Analysts say Erdogan’s lavish campaign spending pledges and unwavering attachment to lower interest rates will further strain banks’ currency reserves and the lira, which edged down against the dollar on Monday.
Hopes for “an abandonment of the crazy, unconventional economic model and a return to the favor of international investors are finally dashed”, said Bartosz Sawicki, market analyst at Conotoxia fintech.
“The current set-up is just not sustainable,” added Timothy Ash of BlueBay Asset Management, pointing to the tens of billions of dollars the central bank has blown to prop up the lira.
If Erdogan refuses to perform a U-turn on interest rates and abandon the lira, “it could get ugly”, he warned.
A colossal reconstruction effort in Turkey’s southeast is still at an early stage after February’s earthquake that killed more than 50,000 people and destroyed infrastructure and livelihoods.

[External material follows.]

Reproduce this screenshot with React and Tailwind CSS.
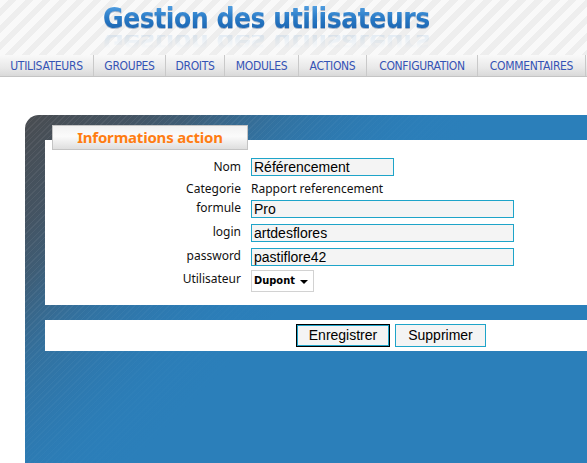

Official figures estimated the damage at more than $100 billion.
NATO partners are anxiously waiting for Ankara to approve Sweden’s stalled bid to join the U.S.-led military alliance.
Erdogan has blocked the application, accusing Stockholm of sheltering Turkish opposition figures with alleged links to outlawed Kurdish militants.
“Another five years of Erdogan means more of the geopolitical balancing act between Russia and
the West,” said Galip Dalay, an associate fellow at the Chatham House think tank.
“Turkey and the West will engage in transactional cooperation wherever its interests dictate it,” not joining Western sanctions on Moscow for the war in Ukraine and seeking economically profitable relationships, Dalay added.
U.S. President Joe Biden and Erdogan were due to talk on Monday, presidential spokesman Ibrahim Kalin told television channel A Haber.
NATO issues and the delivery of U.S. F-16 fighter jets to Turkey were likely to be high on the agenda.
Biden needs Congress to approve their transfer and Kalin said U.S. senators were using the jets “as political leverage”.
If the program stalls, “it’s not the end of the world... we don’t allow them to take us as prisoners,” Kalin added.
Russian President Vladimir Putin was one of the first leaders to congratulate Erdogan, and the Kremlin said it looked forward to achieving “very ambitious” goals with Turkey.
Erdogan’s inauguration ceremony, the nomination of a new cabinet and the sitting of the new parliament will follow the confirmation of the final election results this week.